Science as an Open Inquiry
Popper’s philosophy of science elsewhere (especially in Realism and the Aim of Science) emphasizes falsification: science advances by testing conjectures and learning from errors. This spirit, he believes, fits poorly with determinism. If the universe were completely predetermined, our acts of testing, learning, or inventing new theories would themselves be scripted in advance — voiding the very idea of growth in knowledge. In such a closed world, reasoning would merely be an illusion of freedom.
Whereas many philosophers (from Spinoza and Hume to Kant) tried to reconcile freedom with determinism through careful wordplay, Popper aims instead to clear the linguistic fog. “Freedom,” he writes, must not be buried in logical definitions; it is a feature of reality. His defense of indeterminism begins not from introspection or mystical intuition, but from the logical and empirical limits of prediction — the places where even perfect laws cannot foresee the future growth of knowledge, creativity, or self-understanding.
The Stakes: From Physics to Human Freedom
Throughout The Open Universe, Popper pushes his readers to see science as a human endeavor within an evolving cosmos. Classical physics — Newton, Maxwell, Einstein — may have seemed to promise a closed system of calculable events, yet Popper shows that even these systems rely on approximations and cannot satisfy what he calls the principle of accountability, the demand that every prediction must be explainable by precise measurements of initial conditions. Chaos, sensitivity to measurement, and quantum phenomena challenge this ideal of perfect control.

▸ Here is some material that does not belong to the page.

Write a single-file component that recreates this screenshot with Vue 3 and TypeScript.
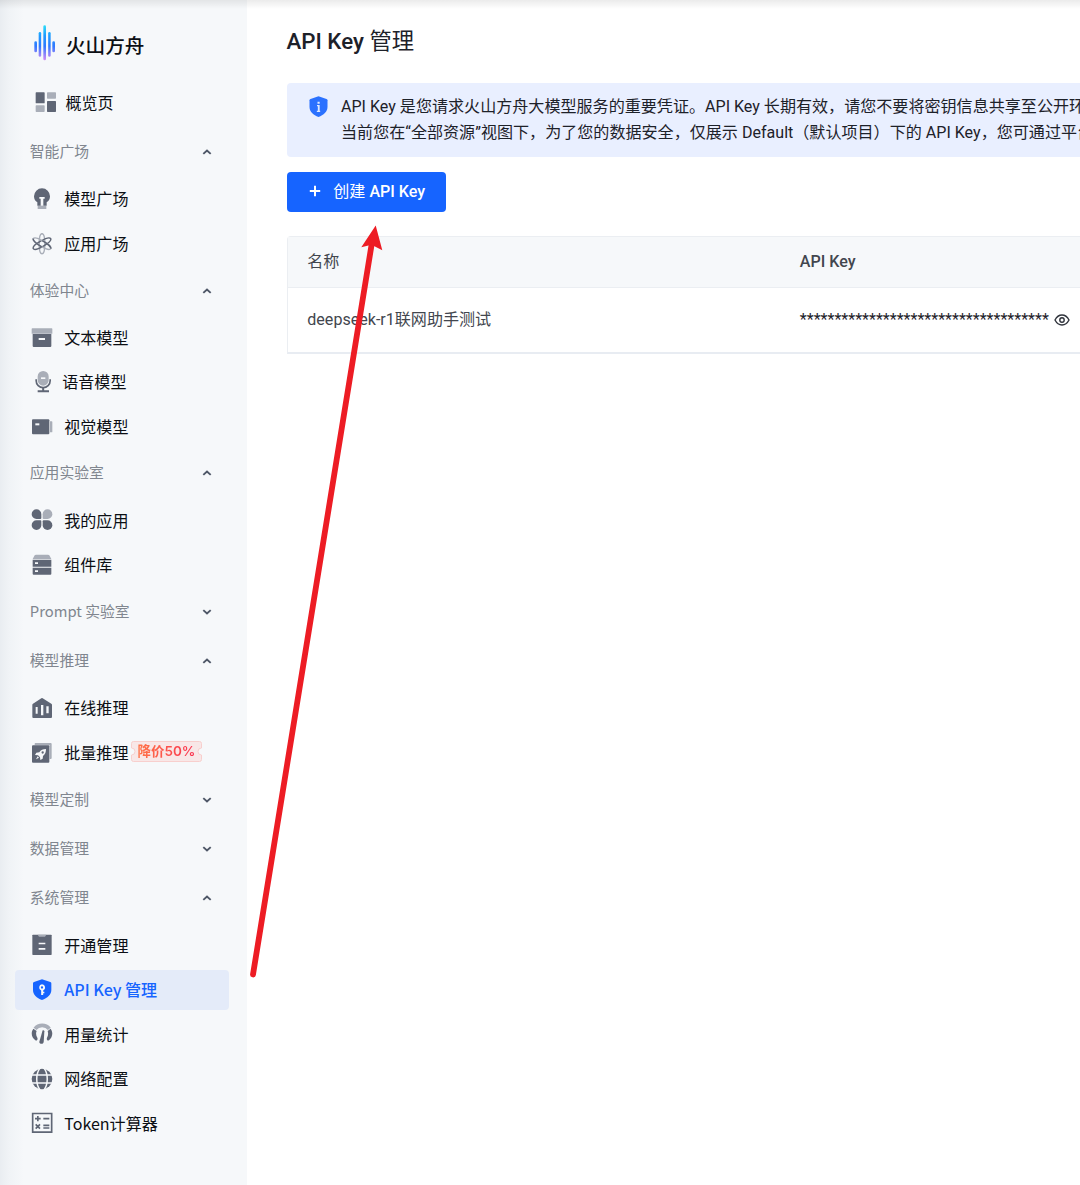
<script setup lang="ts">
type Tone = 'dark' | 'light' | 'paper' | 'brand'

interface Shape {
  d: string
  tone: Tone
  stroke?: number
  rotate?: number
}

interface NavItem {
  icon: string
  label: string
  badge?: string
  active?: boolean
}

interface NavGroup {
  title: string
  open: boolean
  items: NavItem[]
}

const icons: Record<string, Shape[]> = {
  overview: [
    { tone: 'dark', d: 'M4 4h23q2 0 2 2v29q0 2-2 2H4q-2 0-2-2V6q0-2 2-2zM38 30h23q2 0 2 2v29q0 2-2 2H38q-2 0-2-2V32q0-2 2-2z' },
    { tone: 'light', d: 'M38 4h23q2 0 2 2v15q0 2-2 2H38q-2 0-2-2V6q0-2 2-2zM4 43h23q2 0 2 2v16q0 2-2 2H4q-2 0-2-2V45q0-2 2-2z' },
  ],
  bulb: [
    { tone: 'dark', d: 'M33 1a24 24 0 0 1 24 24c0 9-4 14-10 18v10H19V43C13 39 9 34 9 25A24 24 0 0 1 33 1z' },
    { tone: 'paper', d: 'M25 27h16v5h-4v21h-8V32h-4z' },
    { tone: 'light', d: 'M20 54h26v9H20z' },
  ],
  atom: [
    { tone: 'light', stroke: 4.5, d: 'M33 2c5 0 8.500 13 8.500 30S38 62 33 62s-8.500-13-8.500-30S28 2 33 2z' },
    { tone: 'dark', stroke: 4.5, rotate: 60, d: 'M33 2c5 0 8.500 13 8.500 30S38 62 33 62s-8.500-13-8.500-30S28 2 33 2z' },
    { tone: 'light', stroke: 4.5, rotate: -60, d: 'M33 2c5 0 8.500 13 8.500 30S38 62 33 62s-8.500-13-8.500-30S28 2 33 2z' },
    { tone: 'dark', stroke: 4.5, rotate: -60, d: 'M24.500 36c-.5-18 3.500-34 8.500-34M41.500 28c.5 18-3.500 34-8.500 34' },
  ],
  box: [
    { tone: 'light', d: 'M4 4h58q2 0 2 2v14H2V6q0-2 2-2z' },
    { tone: 'dark', d: 'M5 21h56v36q0 3-3 3H8q-3 0-3-3z' },
    { tone: 'paper', d: 'M23 33h19v6H23z' },
  ],
  mic: [
    { tone: 'light', d: 'M33.500 0A16.500 16.500 0 0 1 50 16.500v11a16.500 16.500 0 0 1-33 0v-11A16.500 16.500 0 0 1 33.500 0z' },
    { tone: 'paper', d: 'M27 19h13v5H27z' },
    { tone: 'dark', stroke: 5, d: 'M12.500 25v4a21 21 0 0 0 42 0v-4' },
    { tone: 'dark', d: 'M30.500 50h6v8H51v6H17v-6h13.500z' },
  ],
  vision: [
    { tone: 'dark', d: 'M6 10h46q3 0 3 3v39q0 3-3 3H6q-3 0-3-3V13q0-3 3-3z' },
    { tone: 'light', d: 'M57 16h5q2 0 2 2v29q0 2-2 2h-5z' },
    { tone: 'paper', d: 'M13 22h12v6H13z' },
  ],
  clover: [
    { tone: 'dark', d: 'M16.500 1A14.500 14.500 0 0 0 2 15.500 14.500 14.500 0 0 0 16.500 30H28q3 0 3-3V15.500A14.500 14.500 0 0 0 16.500 1z' },
    { tone: 'light', d: 'M49.500 1A14.500 14.500 0 0 1 64 15.500 14.500 14.500 0 0 1 49.500 30H38q-3 0-3-3V15.500A14.500 14.500 0 0 1 49.500 1z' },
    { tone: 'dark', d: 'M16.500 63A14.500 14.500 0 0 1 2 48.500 14.500 14.500 0 0 1 16.500 34H28q3 0 3 3v11.500A14.500 14.500 0 0 1 16.500 63z' },
    { tone: 'dark', d: 'M49.500 63A14.500 14.500 0 0 0 64 48.500 14.500 14.500 0 0 0 49.500 34H38q-3 0-3 3v11.500A14.500 14.500 0 0 0 49.500 63z' },
  ],
  server: [
    { tone: 'light', d: 'M15 2h36q3 0 4 2l6 11H5l6-11q1-2 4-2z' },
    { tone: 'dark', d: 'M5 17h56v21H5zM5 41h56v18q0 3-3 3H8q-3 0-3-3z' },
    { tone: 'paper', d: 'M12 25h9v5h-9zM12 49h9v5h-9z' },
  ],
  house: [
    { tone: 'dark', d: 'M33 3q1 0 2 .8L61 20q2 1 2 3v37q0 3-3 3H7q-3 0-3-3V23q0-2 2-3L31 3.800q1-.8 2-.8z' },
    { tone: 'paper', d: 'M14 30h6v20h-6zM30 24h7v31h-7zM46 28h7v21h-7z' },
  ],
  rocket: [
    { tone: 'light', d: 'M13 3h46q3 0 3 3v42q0 3-3 3h-3V10H11V5q0-2 2-2z' },
    { tone: 'dark', d: 'M6 10h46q3 0 3 3v46q0 3-3 3H6q-3 0-3-3V13q0-3 3-3z' },
    { tone: 'paper', d: 'M45 21c0 9-2 16-9 21l-1 8-7 4-1-8-6-6-9-1 4-7 9-1c4-7 11-10 20-10zM20 43l4 4-9 5z' },
    { tone: 'dark', d: 'M35 28a3.500 3.500 0 1 1 0 7 3.500 3.500 0 0 1 0-7z' },
  ],
  clipboard: [
    { tone: 'dark', d: 'M6 2h54q2 0 2 2v57q0 2-2 2H6q-2 0-2-2V4q0-2 2-2z' },
    { tone: 'light', d: 'M20 2h26l-4 6H24z' },
    { tone: 'paper', d: 'M23 26h20v5H23zM23 42h20v5H23z' },
  ],
  shield: [
    { tone: 'brand', d: 'M33 1l25 8q3 1 3 4v20c0 14-12 24-28 30C17 57 6 47 6 33V13q0-3 3-4z' },
    { tone: 'paper', d: 'M33 16a9.500 9.500 0 0 1 3.500 18.300V38H40v5h-3.500v5h-6V34.300A9.500 9.500 0 0 1 33 16z' },
    { tone: 'brand', d: 'M33 22a3.500 3.500 0 1 1 0 7 3.500 3.500 0 0 1 0-7z' },
  ],
  gauge: [
    { tone: 'light', stroke: 11, d: 'M12 17.500a27 26 0 0 1 43 0' },
    { tone: 'dark', d: 'M7 17l10 7c-3 7-2 13 2 20 2 5-1 11-6 8C1 43-1 28 7 17zM59 17l-9 7c2 7 2 13-2 20-2 5 1 11 6 8C65 43 67 28 59 17z' },
    { tone: 'dark', d: 'M35 22q5-1 5 3l-2 32c-1 8-14 7-13-1z' },
  ],
  globe: [
    { tone: 'dark', d: 'M33 2a31 31 0 1 1 0 62 31 31 0 0 1 0-62z' },
    { tone: 'paper', stroke: 4.5, d: 'M3 21h60M3 45h60M27 0C14 17 14 49 27 66M39 0c13 17 13 49 0 66' },
  ],
  calculator: [
    { tone: 'dark', stroke: 5, d: 'M5 4.500h57v56H5z' },
    { tone: 'dark', stroke: 5, d: 'M12 20h17M20.500 12v16M37 20h18M14 37l13 13M27 37L14 50M37 40h18M37 48h18' },
  ],
}

const groups: NavGroup[] = [
  {
    title: '智能广场',
    open: true,
    items: [
      { icon: 'bulb', label: '模型广场' },
      { icon: 'atom', label: '应用广场' },
    ],
  },
  {
    title: '体验中心',
    open: true,
    items: [
      { icon: 'box', label: '文本模型' },
      { icon: 'mic', label: '语音模型' },
      { icon: 'vision', label: '视觉模型' },
    ],
  },
  {
    title: '应用实验室',
    open: true,
    items: [
      { icon: 'clover', label: '我的应用' },
      { icon: 'server', label: '组件库' },
    ],
  },
  { title: 'Prompt 实验室', open: false, items: [] },
  {
    title: '模型推理',
    open: true,
    items: [
      { icon: 'house', label: '在线推理' },
      { icon: 'rocket', label: '批量推理', badge: '降价50%' },
    ],
  },
  { title: '模型定制', open: false, items: [] },
  { title: '数据管理', open: false, items: [] },
  {
    title: '系统管理',
    open: true,
    items: [
      { icon: 'clipboard', label: '开通管理' },
      { icon: 'shield', label: 'API Key 管理', active: true },
      { icon: 'gauge', label: '用量统计' },
      { icon: 'globe', label: '网络配置' },
      { icon: 'calculator', label: 'Token计算器' },
    ],
  },
]

const maskedKey = '*'.repeat(36)
</script>

<template>
  <div class="page">
    <aside class="sidebar">
      <div class="logo">
        <svg class="logo-mark" viewBox="0 0 66 108">
          <defs>
            <linearGradient id="wave" gradientUnits="userSpaceOnUse" x1="0" y1="0" x2="0" y2="106">
              <stop offset="0" stop-color="#2fe0f8" />
              <stop offset="0.3" stop-color="#1f9bff" />
              <stop offset="0.6" stop-color="#2f78ff" />
              <stop offset="1" stop-color="#d48bf5" />
            </linearGradient>
          </defs>
          <g fill="url(#wave)">
            <rect x="1" y="49" width="8" height="33" rx="4" />
            <rect x="14" y="21" width="7.500" height="74" rx="3.700" />
            <rect x="28" y="1" width="8" height="105" rx="4" />
            <rect x="42.500" y="21" width="7.500" height="74" rx="3.700" />
            <rect x="55" y="49" width="8" height="33" rx="4" />
          </g>
        </svg>
        <span>火山方舟</span>
      </div>

      <nav>
        <div class="item overview">
          <svg class="icon" viewBox="0 0 66 66">
            <path v-for="(s, i) in icons.overview" :key="i" :d="s.d" :class="s.tone" />
          </svg>
          <span>概览页</span>
        </div>

        <section v-for="group in groups" :key="group.title">
          <header class="group-title">
            <span>{{ group.title }}</span>
            <svg class="chevron" viewBox="0 0 10 8">
              <path :d="group.open ? 'M1.300 5.900L5 2.500l3.700 3.400' : 'M1.300 2.100L5 5.500l3.700-3.400'" />
            </svg>
          </header>
          <div
            v-for="item in group.items"
            :key="item.label"
            class="item"
            :class="[item.icon, { active: item.active }]"
          >
            <svg class="icon" viewBox="0 0 66 66">
              <path
                v-for="(s, i) in icons[item.icon]"
                :key="i"
                :d="s.d"
                :class="[s.tone, { line: s.stroke }]"
                :stroke-width="s.stroke"
                :transform="s.rotate ? `rotate(${s.rotate} 33 32)` : undefined"
              />
            </svg>
            <span>{{ item.label }}</span>
            <span v-if="item.badge" class="badge">
              <svg viewBox="0 0 71 21">
                <path
                  d="M2.500.5h66q2 0 2 2v4.500a3.500 3.500 0 0 0 0 7v4.500q0 2-2 2h-66q-2 0-2-2V14a3.500 3.500 0 0 0 0-7V2.500q0-2 2-2z"
                />
              </svg>
              <b>{{ item.badge }}</b>
            </span>
          </div>
        </section>
      </nav>
    </aside>

    <main class="content">
      <h1>API Key <span class="regular">管理</span></h1>

      <div class="notice">
        <svg class="notice-icon" viewBox="0 0 57 66">
          <path class="notice-shield" d="M28.500 1l24 8q3 1 3 4v20c0 14-12 24-27 30C13 57 1.500 47 1.500 33V13q0-3 3-4z" />
          <path class="notice-mark" d="M25.500 17h6.500v6h-6.500zM24 27h8v17h1.500v4H23.500v-4h3V31H24z" />
        </svg>
        <div class="notice-text">
          <p>API Key 是您请求火山方舟大模型服务的重要凭证。API Key 长期有效，请您不要将密钥信息共享至公开环境</p>
          <p>当前您在“全部资源”视图下，为了您的数据安全，仅展示 Default（默认项目）下的 API Key，您可通过平台</p>
        </div>
      </div>

      <button class="create" type="button">
        <svg viewBox="0 0 12 12"><path d="M6 .8v10.400M.8 6h10.400" /></svg>
        <span><span class="regular">创建</span> API Key</span>
      </button>

      <div class="table">
        <div class="row head">
          <div class="name regular">名称</div>
          <div>API Key</div>
        </div>
        <div class="row">
          <div class="name">deepseek-r1联网助手测试</div>
          <div class="key">
            <span>{{ maskedKey }}</span>
            <svg viewBox="0 0 16 14">
              <path d="M1 7c1.700-3.300 4.100-5 7-5s5.300 1.700 7 5c-1.700 3.300-4.100 5-7 5S2.700 10.300 1 7z" />
              <circle cx="8" cy="7" r="2.200" />
            </svg>
          </div>
        </div>
      </div>
    </main>

    <svg class="pointer" viewBox="0 0 1080 1185">
      <path class="shaft" d="M253 974.500L371.700 244" />
      <path class="tip" d="M375.700 225.500L382.300 250.300 371.500 244.800 361.300 247.200z" />
    </svg>
    <div class="top-shade"></div>
  </div>
</template>

<style>
body {
  margin: 0;
  overflow: hidden;
}
</style>

<style scoped>
.page {
  position: relative;
  display: flex;
  width: 1080px;
  height: 1185px;
  overflow: hidden;
  background: #fff;
  font-family: Roboto, 'Noto Sans CJK SC', sans-serif;
  font-size: 16.07px;
  color: #1d2129;
}

.sidebar {
  box-sizing: border-box;
  flex: none;
  width: 247px;
  height: 100%;
  padding: 25px 18px 0 15px;
  background: linear-gradient(90deg, #e9edf1 0, #f0f3f6 9px, #f6f8fa 24px);
  font-family: 'Noto Sans CJK SC', sans-serif;
}

.logo {
  display: flex;
  align-items: center;
  height: 36px;
  margin-bottom: 19px;
  padding-left: 19px;
  font-size: 19.6px;
  font-weight: 500;
  line-height: 36px;
  color: #0c0f14;
}

.logo span {
  padding-top: 4px;
}

.logo-mark {
  width: 22px;
  height: 36px;
  margin-right: 10px;
}

nav,
section {
  display: flex;
  flex-direction: column;
}

.item {
  display: flex;
  align-items: center;
  box-sizing: border-box;
  height: 39.5px;
  margin: 2.5px 0;
  padding-left: 16px;
  border-radius: 4px;
  font-size: 16.05px;
  line-height: 39.5px;
  color: #0c0f14;
  white-space: nowrap;
}

.item.overview {
  margin-bottom: 5.5px;
  padding-left: 19.5px;
}

.overview .icon {
  margin-right: 9px;
}

.item.mic {
  padding-left: 17px;
}

.mic .icon {
  margin-right: 8.3px;
}

.item.active {
  background: #e4ebf9;
  color: #1664ff;
  font-weight: 500;
}

.icon {
  flex: none;
  width: 22px;
  height: 22px;
  margin-right: 11.3px;
}

.dark {
  fill: #5f6675;
}

.light {
  fill: #a9aeb8;
}

.paper {
  fill: #f6f8fa;
}

.brand {
  fill: #1664ff;
}

.notice-shield {
  fill: #2b71ff;
}

.notice-mark {
  fill: #dfe9ff;
}

.line {
  fill: none;
}

.line.dark {
  stroke: #5f6675;
}

.line.light {
  stroke: #a9aeb8;
}

.line.paper {
  stroke: #f6f8fa;
}

.group-title {
  display: flex;
  align-items: center;
  justify-content: space-between;
  height: 49.4px;
  padding: 0 17px 0 14.8px;
  font-size: 14.8px;
  color: #80868f;
}

.group-title span {
  padding-bottom: 2px;
  line-height: 24px;
}

.chevron {
  width: 10px;
  height: 8px;
}

.chevron path {
  fill: none;
  stroke: #4e5767;
  stroke-width: 1.9;
}

.badge {
  position: relative;
  top: -1.5px;
  display: flex;
  align-items: center;
  justify-content: center;
  width: 71px;
  height: 21px;
  margin-left: 2.5px;
}

.badge svg {
  position: absolute;
  width: 71px;
  height: 21px;
  fill: #f8e7e7;
  stroke: #f8cfcd;
  stroke-width: 1;
}

.badge b {
  position: relative;
  background: linear-gradient(90deg, #ff7548, #fa3250);
  background-clip: text;
  color: transparent;
  font-family: Inter, 'Noto Sans CJK SC', sans-serif;
  font-size: 13.5px;
  font-weight: 600;
  line-height: 21px;
}

.content {
  flex: 1;
  min-width: 0;
  padding-left: 39.5px;
}

.regular {
  font-weight: 400;
}

h1 {
  height: 40px;
  margin: 20.5px 0 22.5px;
  font-size: 22.3px;
  font-weight: 500;
  line-height: 40px;
  white-space: nowrap;
}

.notice {
  display: flex;
  box-sizing: border-box;
  width: 820px;
  height: 73.5px;
  padding: 10px 0 0 22.5px;
  border-radius: 4px;
  background: #e9efff;
}

.notice-icon {
  flex: none;
  width: 19px;
  height: 22px;
  margin: 2.5px 13px 0 0;
}

.notice-text {
  padding-top: 0.6px;
}

.notice-text p {
  margin: 0;
  line-height: 26.7px;
  white-space: nowrap;
}

.create {
  display: flex;
  align-items: center;
  width: 159.5px;
  height: 39.5px;
  margin: 15.5px 0 24.5px;
  padding: 0 0 0 22.5px;
  border: 0;
  border-radius: 4px;
  background: #1664ff;
  color: #fff;
  font-family: inherit;
  font-size: 16.07px;
  font-weight: 500;
  line-height: 39.5px;
  white-space: nowrap;
}

.create svg {
  width: 12px;
  height: 12px;
  margin: 0 12.3px 1px 0;
}

.create path {
  fill: none;
  stroke: #fff;
  stroke-width: 2;
}

.table {
  width: 820px;
  border: 1px solid #ebeef2;
  border-bottom: 2px solid #e8ecf2;
  border-radius: 4px 4px 0 0;
  box-sizing: border-box;
  color: #42464e;
}

.row {
  display: flex;
  align-items: center;
  height: 64px;
  padding-left: 19.8px;
  line-height: 24px;
  white-space: nowrap;
}

.row.head {
  height: 50px;
  border-bottom: 1px solid #ebeef2;
  background: #f6f8fa;
  font-weight: 500;
}

.name {
  width: 492.5px;
}

.row .name.regular {
  font-weight: 400;
}

.key {
  display: flex;
  align-items: center;
  color: #1d2129;
}

.key svg {
  width: 16px;
  height: 14px;
  margin-left: 5.2px;
  fill: none;
  stroke: #30343c;
  stroke-width: 1.4;
}

.pointer {
  position: absolute;
  inset: 0;
  width: 1080px;
  height: 1185px;
  pointer-events: none;
}

.shaft {
  fill: none;
  stroke: #ed1c24;
  stroke-width: 5.8;
  stroke-linecap: round;
}

.tip {
  fill: #ed1c24;
}

.top-shade {
  position: absolute;
  top: 0;
  left: 0;
  width: 100%;
  height: 9px;
  background: linear-gradient(rgba(0, 0, 0, 0.08), rgba(0, 0, 0, 0));
}
</style>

Then Popper connects this scientific openness to the philosophical challenge of free will. If nature itself contains indeterminacy, then humans — part of nature — can genuinely create and choose. He contrasts this with Laplace’s 19th-century dream: a cosmic intellect calculating every detail from eternity. In Popper’s view, such thinking threatens science itself, because prediction and discovery would lose meaning if the future were already known.
Why Indeterminism Matters
Popper’s argument culminates in what he calls the “open universe.” He holds that science should not impose metaphysical determinism on reality but instead recognize its own incompleteness. The openness of the universe — the irreducible unpredictability of knowledge and creativity — is not a defect, but the foundation of rational life. He even ties this to his later theory of the “Three Worlds”: the physical (World 1), the psychological (World 2), and the world of objective knowledge and culture (World 3). These worlds interact, but none wholly determines the other; human freedom arises from their dynamic interplay.
“We live in an open universe. Knowledge may conquer new problems, but in doing so it will create new problems which it cannot solve—not at once.”
Ultimately, Popper’s cosmological argument defends the same principles he championed in politics: openness, fallibility, and freedom. An open society needs an open universe — one that leaves room for possibilities, discovery, and moral choice. The book closes as much in hope as in logic: that human creativity is not an illusion but a real expression of an indeterministic cosmos.